The sacrifices on Misti, and others on Chachani and Pichu Pichu, were probably motivated by the 1440–1470 eruption of Misti, which may explain the unusual location within the crater rather than on a summit. According to the 16th-century chronicler Martín de Murúa, the Inca emperor Thupa Yapanki sacrificed llamas to calm a volcano named Putina close to Arequipa (probably Misti), going as closely as possible to the summit. Some stories say that previous ceremonies had failed to calm the volcano and only the emperor's direct intervention quelled its anger. This description most likely refers to the 1600 eruption of Huaynaputina, rather than eruptions at Misti.

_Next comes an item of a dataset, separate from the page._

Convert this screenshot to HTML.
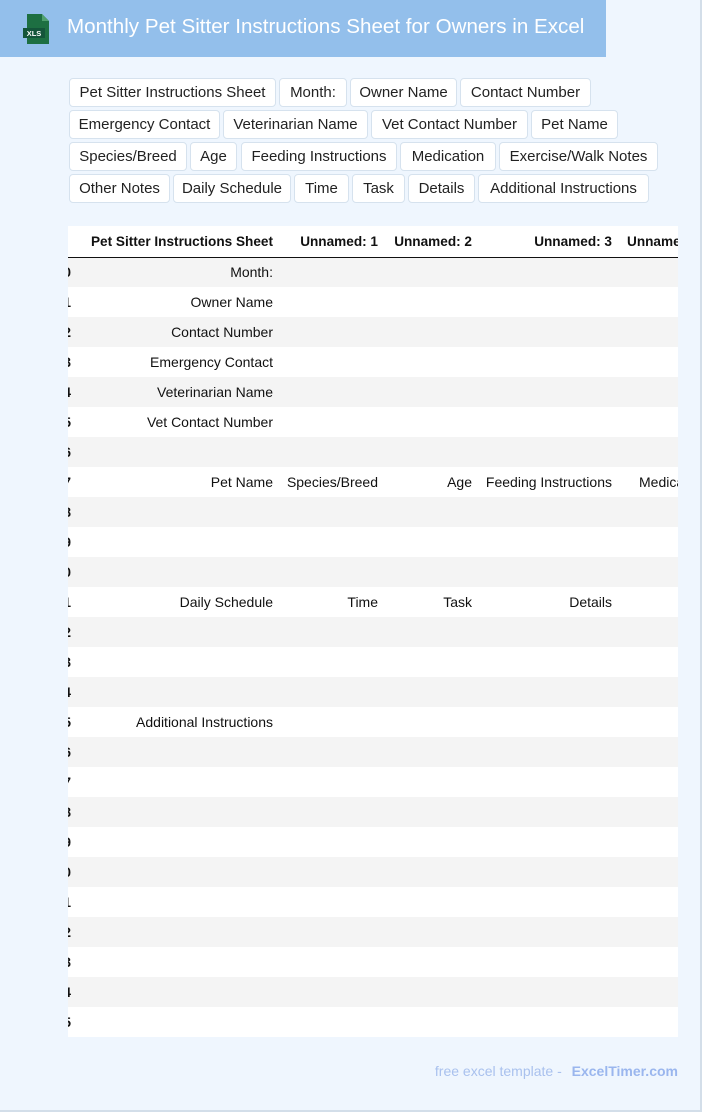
<!DOCTYPE html>
<html><head><meta charset="utf-8"><style>
*{box-sizing:border-box;margin:0;padding:0}
body{width:702px;height:1112px;background:#eff6fe;font-family:"Liberation Sans",Arial,sans-serif;position:relative;overflow:hidden;border-right:2px solid #d3dee9;border-bottom:2px solid #d3dee9}
.hdr{position:absolute;left:0;top:0;width:606px;height:57px;background:#93bfeb}
.hdr .t{position:absolute;left:67px;top:15px;color:#fff;font-size:20.6px;white-space:nowrap}
.tag{position:absolute;height:29px;background:#fff;border:1px solid #d6e2ee;border-radius:4px;font-size:15px;color:#222;text-align:center;line-height:28px;white-space:nowrap;overflow:hidden}
.tw{position:absolute;left:68px;top:226px;width:610px;height:811px;overflow:hidden;background:#fff}
table{position:absolute;left:-136px;top:0;width:810px;border-collapse:collapse;font-size:14px;color:#111;table-layout:fixed}
td,th{height:30px;padding:0 10px 0 0;text-align:right;white-space:nowrap;overflow:hidden}
th{font-weight:bold;height:31px;border-bottom:1.5px solid #111;font-size:13.6px}
tr:nth-child(even) td{background:#f4f4f4}
td:first-child,th:first-child{font-weight:bold}
.ft{position:absolute;right:22px;top:1063px;font-size:14px;color:#a9c1ee}
.ft b{color:#9ab6ee;margin-left:6px}
</style></head><body>
<div class="hdr">
<svg style="position:absolute;left:22px;top:13px" width="30" height="32" viewBox="0 0 30 32"><path d="M5 1h15l7 7v23H5z" fill="#1d6f42"/><path d="M20 1v7h7z" fill="#4fa06f"/><rect x="1" y="15" width="22" height="10" fill="#14553a"/><text x="12" y="23" font-size="7.5" fill="#fff" text-anchor="middle" font-family="Liberation Sans" font-weight="bold">XLS</text></svg>
<div class="t">Monthly Pet Sitter Instructions Sheet for Owners in Excel</div>
</div>
<div class="tag" style="left:69px;top:78px;width:207px">Pet Sitter Instructions Sheet</div>
<div class="tag" style="left:279px;top:78px;width:68px">Month:</div>
<div class="tag" style="left:350px;top:78px;width:107px">Owner Name</div>
<div class="tag" style="left:460px;top:78px;width:131px">Contact Number</div>
<div class="tag" style="left:69px;top:110px;width:151px">Emergency Contact</div>
<div class="tag" style="left:223px;top:110px;width:145px">Veterinarian Name</div>
<div class="tag" style="left:371px;top:110px;width:157px">Vet Contact Number</div>
<div class="tag" style="left:531px;top:110px;width:87px">Pet Name</div>
<div class="tag" style="left:69px;top:142px;width:118px">Species/Breed</div>
<div class="tag" style="left:190px;top:142px;width:47px">Age</div>
<div class="tag" style="left:241px;top:142px;width:156px">Feeding Instructions</div>
<div class="tag" style="left:400px;top:142px;width:96px">Medication</div>
<div class="tag" style="left:499px;top:142px;width:159px">Exercise/Walk Notes</div>
<div class="tag" style="left:69px;top:174px;width:101px">Other Notes</div>
<div class="tag" style="left:173px;top:174px;width:118px">Daily Schedule</div>
<div class="tag" style="left:294px;top:174px;width:55px">Time</div>
<div class="tag" style="left:352px;top:174px;width:53px">Task</div>
<div class="tag" style="left:408px;top:174px;width:67px">Details</div>
<div class="tag" style="left:478px;top:174px;width:171px">Additional Instructions</div>
<div class="tw"><table>
<colgroup><col style="width:149px"><col style="width:202px"><col style="width:105px"><col style="width:94px"><col style="width:140px"><col style="width:120px"></colgroup>
<tr><th></th><th>Pet Sitter Instructions Sheet</th><th>Unnamed: 1</th><th>Unnamed: 2</th><th>Unnamed: 3</th><th style="text-align:left;padding-left:5px">Unnamed: 4</th></tr>
<tr><td>0</td><td>Month:</td><td></td><td></td><td></td><td></td></tr>
<tr><td>1</td><td>Owner Name</td><td></td><td></td><td></td><td></td></tr>
<tr><td>2</td><td>Contact Number</td><td></td><td></td><td></td><td></td></tr>
<tr><td>3</td><td>Emergency Contact</td><td></td><td></td><td></td><td></td></tr>
<tr><td>4</td><td>Veterinarian Name</td><td></td><td></td><td></td><td></td></tr>
<tr><td>5</td><td>Vet Contact Number</td><td></td><td></td><td></td><td></td></tr>
<tr><td>6</td><td></td><td></td><td></td><td></td><td></td></tr>
<tr><td>7</td><td>Pet Name</td><td>Species/Breed</td><td>Age</td><td>Feeding Instructions</td><td style="text-align:left;padding-left:17px">Medication</td></tr>
<tr><td>8</td><td></td><td></td><td></td><td></td><td></td></tr>
<tr><td>9</td><td></td><td></td><td></td><td></td><td></td></tr>
<tr><td>10</td><td></td><td></td><td></td><td></td><td></td></tr>
<tr><td>11</td><td>Daily Schedule</td><td>Time</td><td>Task</td><td>Details</td><td></td></tr>
<tr><td>12</td><td></td><td></td><td></td><td></td><td></td></tr>
<tr><td>13</td><td></td><td></td><td></td><td></td><td></td></tr>
<tr><td>14</td><td></td><td></td><td></td><td></td><td></td></tr>
<tr><td>15</td><td>Additional Instructions</td><td></td><td></td><td></td><td></td></tr>
<tr><td>16</td><td></td><td></td><td></td><td></td><td></td></tr>
<tr><td>17</td><td></td><td></td><td></td><td></td><td></td></tr>
<tr><td>18</td><td></td><td></td><td></td><td></td><td></td></tr>
<tr><td>19</td><td></td><td></td><td></td><td></td><td></td></tr>
<tr><td>20</td><td></td><td></td><td></td><td></td><td></td></tr>
<tr><td>21</td><td></td><td></td><td></td><td></td><td></td></tr>
<tr><td>22</td><td></td><td></td><td></td><td></td><td></td></tr>
<tr><td>23</td><td></td><td></td><td></td><td></td><td></td></tr>
<tr><td>24</td><td></td><td></td><td></td><td></td><td></td></tr>
<tr><td>25</td><td></td><td></td><td></td><td></td><td></td></tr>
</table></div>
<div class="ft">free excel template - <b>ExcelTimer.com</b></div>
</body></html>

== Climbing and recreation ==

Misti was first ascended by pre-Columbian people, who left archaeological evidence around the summit. The first documented ascent was by Álvaro Meléndez, a priest from Chiguata, on 1 May 1667. Numerous ascents of the volcano were made already during the 18th and 19th centuries. On 9 July 1988, U.S. cyclist Terry Powers reached Misti's summit with a mountain bike and rode down the northern slopes. According to mountaineer John Biggar, most climbers approach from the Aguada Blanca dam (a permit is required to cross it), with campsites around 4600 m. From there, the summit can be reached in a long day. Alternative routes start on the southern flank at Apurimac San Luis (via Tres Cruces and Los Pastores) or from Chiguata, the latter of which typically takes several days. Ascent from Chiguata takes a few days. Climbers report difficulties due to the loose ground, noxious gases and altitude sickness. Biggar cautioned that there is no source of potable water on the mountain.

The volcano is frequently visited by tourists, who come for the sight of the landscape surrounding Misti. Tourist activities at Misti include mountaineering, trekking and running down scree slopes. Ascents take place almost year-round. Misti and its neighbouring volcanoes have been investigated as potential geosites (Note: Geosites are sites of geological interest.).